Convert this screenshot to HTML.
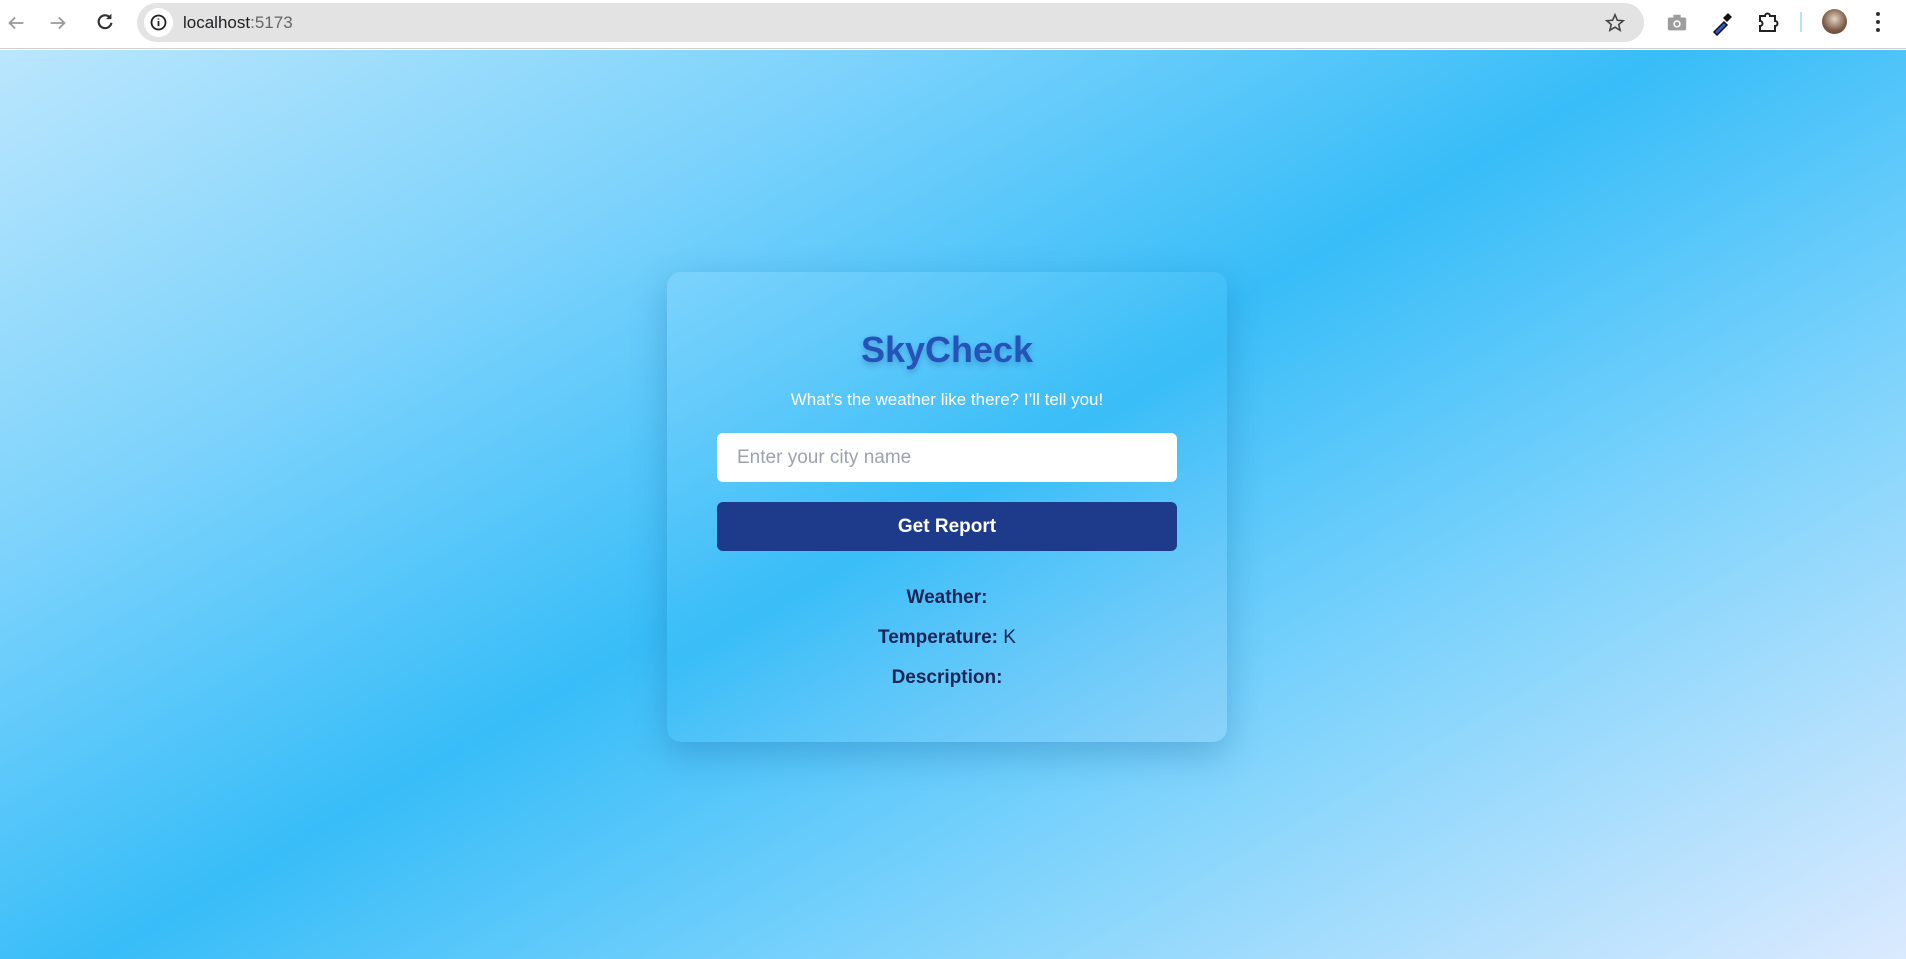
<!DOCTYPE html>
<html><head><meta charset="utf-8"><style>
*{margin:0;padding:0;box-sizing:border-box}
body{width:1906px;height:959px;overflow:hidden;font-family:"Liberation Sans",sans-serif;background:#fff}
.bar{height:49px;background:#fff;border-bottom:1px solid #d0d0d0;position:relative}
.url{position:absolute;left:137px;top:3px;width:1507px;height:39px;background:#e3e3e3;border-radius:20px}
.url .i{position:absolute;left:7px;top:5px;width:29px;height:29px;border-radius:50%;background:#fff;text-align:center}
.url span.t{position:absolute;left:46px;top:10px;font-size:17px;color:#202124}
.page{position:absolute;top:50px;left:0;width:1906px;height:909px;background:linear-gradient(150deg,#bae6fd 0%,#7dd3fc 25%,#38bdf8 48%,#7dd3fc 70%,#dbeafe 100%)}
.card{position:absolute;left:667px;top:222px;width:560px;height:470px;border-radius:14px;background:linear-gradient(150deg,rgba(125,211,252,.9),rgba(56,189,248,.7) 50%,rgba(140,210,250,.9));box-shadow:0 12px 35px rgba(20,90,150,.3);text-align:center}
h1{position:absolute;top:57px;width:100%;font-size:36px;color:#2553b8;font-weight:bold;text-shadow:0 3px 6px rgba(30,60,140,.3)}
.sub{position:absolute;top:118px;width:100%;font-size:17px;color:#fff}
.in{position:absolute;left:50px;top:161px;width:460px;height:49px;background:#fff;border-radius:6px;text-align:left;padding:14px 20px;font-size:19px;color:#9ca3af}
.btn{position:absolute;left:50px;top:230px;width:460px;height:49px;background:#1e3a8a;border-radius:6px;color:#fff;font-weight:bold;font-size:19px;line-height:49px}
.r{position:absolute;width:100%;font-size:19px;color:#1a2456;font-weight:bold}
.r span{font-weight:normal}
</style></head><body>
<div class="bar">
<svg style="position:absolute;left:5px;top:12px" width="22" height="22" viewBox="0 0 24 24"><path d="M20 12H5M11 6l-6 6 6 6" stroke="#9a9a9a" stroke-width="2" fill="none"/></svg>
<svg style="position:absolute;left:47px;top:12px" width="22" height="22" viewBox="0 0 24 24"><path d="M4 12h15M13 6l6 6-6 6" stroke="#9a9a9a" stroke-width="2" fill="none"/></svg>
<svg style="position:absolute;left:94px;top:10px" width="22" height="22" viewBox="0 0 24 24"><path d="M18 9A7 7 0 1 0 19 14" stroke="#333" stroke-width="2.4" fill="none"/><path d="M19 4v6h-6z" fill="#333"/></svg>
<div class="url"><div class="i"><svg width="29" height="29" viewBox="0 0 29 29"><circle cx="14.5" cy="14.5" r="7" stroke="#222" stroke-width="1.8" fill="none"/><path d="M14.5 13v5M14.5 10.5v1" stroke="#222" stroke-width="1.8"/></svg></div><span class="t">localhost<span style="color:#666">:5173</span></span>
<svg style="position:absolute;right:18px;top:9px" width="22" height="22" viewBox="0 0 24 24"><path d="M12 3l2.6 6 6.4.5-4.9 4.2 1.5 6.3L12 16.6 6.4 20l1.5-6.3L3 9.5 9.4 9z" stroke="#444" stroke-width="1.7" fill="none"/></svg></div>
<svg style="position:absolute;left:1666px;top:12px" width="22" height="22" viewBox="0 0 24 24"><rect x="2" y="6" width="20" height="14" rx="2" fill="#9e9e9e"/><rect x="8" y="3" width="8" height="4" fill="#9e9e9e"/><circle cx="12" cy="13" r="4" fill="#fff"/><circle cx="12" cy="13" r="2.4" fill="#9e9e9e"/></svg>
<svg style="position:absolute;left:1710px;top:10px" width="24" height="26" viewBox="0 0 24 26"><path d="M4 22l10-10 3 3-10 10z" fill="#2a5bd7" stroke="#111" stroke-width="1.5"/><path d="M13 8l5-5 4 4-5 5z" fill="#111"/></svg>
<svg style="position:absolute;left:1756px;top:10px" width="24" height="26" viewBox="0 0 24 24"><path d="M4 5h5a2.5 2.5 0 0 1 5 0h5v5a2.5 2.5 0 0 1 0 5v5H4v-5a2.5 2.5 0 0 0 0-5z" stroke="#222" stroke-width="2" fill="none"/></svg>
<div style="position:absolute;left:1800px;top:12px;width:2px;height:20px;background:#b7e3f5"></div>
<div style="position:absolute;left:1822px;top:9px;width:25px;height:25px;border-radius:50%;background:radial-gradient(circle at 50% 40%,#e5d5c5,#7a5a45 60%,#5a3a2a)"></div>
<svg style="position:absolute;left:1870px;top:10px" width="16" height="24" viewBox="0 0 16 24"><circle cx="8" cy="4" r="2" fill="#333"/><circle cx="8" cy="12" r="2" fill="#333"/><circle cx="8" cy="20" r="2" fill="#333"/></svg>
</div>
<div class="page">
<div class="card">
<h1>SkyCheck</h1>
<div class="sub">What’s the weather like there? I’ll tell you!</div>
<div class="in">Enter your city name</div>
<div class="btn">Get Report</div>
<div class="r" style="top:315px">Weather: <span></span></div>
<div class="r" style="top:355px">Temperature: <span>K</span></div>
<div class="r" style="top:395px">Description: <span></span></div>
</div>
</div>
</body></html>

*****

### Given task
Leave out the pictures and retype every line above exactly.

### Output for this task
Convert this screenshot to HTML.
<!DOCTYPE html>
<html><head><meta charset="utf-8"><style>
*{margin:0;padding:0;box-sizing:border-box}
body{width:1906px;height:959px;overflow:hidden;font-family:"Liberation Sans",sans-serif;background:#fff}
.bar{height:49px;background:#fff;border-bottom:1px solid #d0d0d0;position:relative}
.url{position:absolute;left:137px;top:3px;width:1507px;height:39px;background:#e3e3e3;border-radius:20px}
.url .i{position:absolute;left:7px;top:5px;width:29px;height:29px;border-radius:50%;background:#fff;text-align:center}
.url span.t{position:absolute;left:46px;top:10px;font-size:17px;color:#202124}
.page{position:absolute;top:50px;left:0;width:1906px;height:909px;background:linear-gradient(150deg,#bae6fd 0%,#7dd3fc 25%,#38bdf8 48%,#7dd3fc 70%,#dbeafe 100%)}
.card{position:absolute;left:667px;top:222px;width:560px;height:470px;border-radius:14px;background:linear-gradient(150deg,rgba(125,211,252,.9),rgba(56,189,248,.7) 50%,rgba(140,210,250,.9));box-shadow:0 12px 35px rgba(20,90,150,.3);text-align:center}
h1{position:absolute;top:57px;width:100%;font-size:36px;color:#2553b8;font-weight:bold;text-shadow:0 3px 6px rgba(30,60,140,.3)}
.sub{position:absolute;top:118px;width:100%;font-size:17px;color:#fff}
.in{position:absolute;left:50px;top:161px;width:460px;height:49px;background:#fff;border-radius:6px;text-align:left;padding:14px 20px;font-size:19px;color:#9ca3af}
.btn{position:absolute;left:50px;top:230px;width:460px;height:49px;background:#1e3a8a;border-radius:6px;color:#fff;font-weight:bold;font-size:19px;line-height:49px}
.r{position:absolute;width:100%;font-size:19px;color:#1a2456;font-weight:bold}
.r span{font-weight:normal}
</style></head><body>
<div class="bar">
<svg style="position:absolute;left:5px;top:12px" width="22" height="22" viewBox="0 0 24 24"><path d="M20 12H5M11 6l-6 6 6 6" stroke="#9a9a9a" stroke-width="2" fill="none"/></svg>
<svg style="position:absolute;left:47px;top:12px" width="22" height="22" viewBox="0 0 24 24"><path d="M4 12h15M13 6l6 6-6 6" stroke="#9a9a9a" stroke-width="2" fill="none"/></svg>
<svg style="position:absolute;left:94px;top:10px" width="22" height="22" viewBox="0 0 24 24"><path d="M18 9A7 7 0 1 0 19 14" stroke="#333" stroke-width="2.4" fill="none"/><path d="M19 4v6h-6z" fill="#333"/></svg>
<div class="url"><div class="i"><svg width="29" height="29" viewBox="0 0 29 29"><circle cx="14.5" cy="14.5" r="7" stroke="#222" stroke-width="1.8" fill="none"/><path d="M14.5 13v5M14.5 10.5v1" stroke="#222" stroke-width="1.8"/></svg></div><span class="t">localhost<span style="color:#666">:5173</span></span>
<svg style="position:absolute;right:18px;top:9px" width="22" height="22" viewBox="0 0 24 24"><path d="M12 3l2.6 6 6.4.5-4.9 4.2 1.5 6.3L12 16.6 6.4 20l1.5-6.3L3 9.5 9.4 9z" stroke="#444" stroke-width="1.7" fill="none"/></svg></div>
<svg style="position:absolute;left:1666px;top:12px" width="22" height="22" viewBox="0 0 24 24"><rect x="2" y="6" width="20" height="14" rx="2" fill="#9e9e9e"/><rect x="8" y="3" width="8" height="4" fill="#9e9e9e"/><circle cx="12" cy="13" r="4" fill="#fff"/><circle cx="12" cy="13" r="2.4" fill="#9e9e9e"/></svg>
<svg style="position:absolute;left:1710px;top:10px" width="24" height="26" viewBox="0 0 24 26"><path d="M4 22l10-10 3 3-10 10z" fill="#2a5bd7" stroke="#111" stroke-width="1.5"/><path d="M13 8l5-5 4 4-5 5z" fill="#111"/></svg>
<svg style="position:absolute;left:1756px;top:10px" width="24" height="26" viewBox="0 0 24 24"><path d="M4 5h5a2.5 2.5 0 0 1 5 0h5v5a2.5 2.5 0 0 1 0 5v5H4v-5a2.5 2.5 0 0 0 0-5z" stroke="#222" stroke-width="2" fill="none"/></svg>
<div style="position:absolute;left:1800px;top:12px;width:2px;height:20px;background:#b7e3f5"></div>
<div style="position:absolute;left:1822px;top:9px;width:25px;height:25px;border-radius:50%;background:radial-gradient(circle at 50% 40%,#e5d5c5,#7a5a45 60%,#5a3a2a)"></div>
<svg style="position:absolute;left:1870px;top:10px" width="16" height="24" viewBox="0 0 16 24"><circle cx="8" cy="4" r="2" fill="#333"/><circle cx="8" cy="12" r="2" fill="#333"/><circle cx="8" cy="20" r="2" fill="#333"/></svg>
</div>
<div class="page">
<div class="card">
<h1>SkyCheck</h1>
<div class="sub">What’s the weather like there? I’ll tell you!</div>
<div class="in">Enter your city name</div>
<div class="btn">Get Report</div>
<div class="r" style="top:315px">Weather: <span></span></div>
<div class="r" style="top:355px">Temperature: <span>K</span></div>
<div class="r" style="top:395px">Description: <span></span></div>
</div>
</div>
</body></html>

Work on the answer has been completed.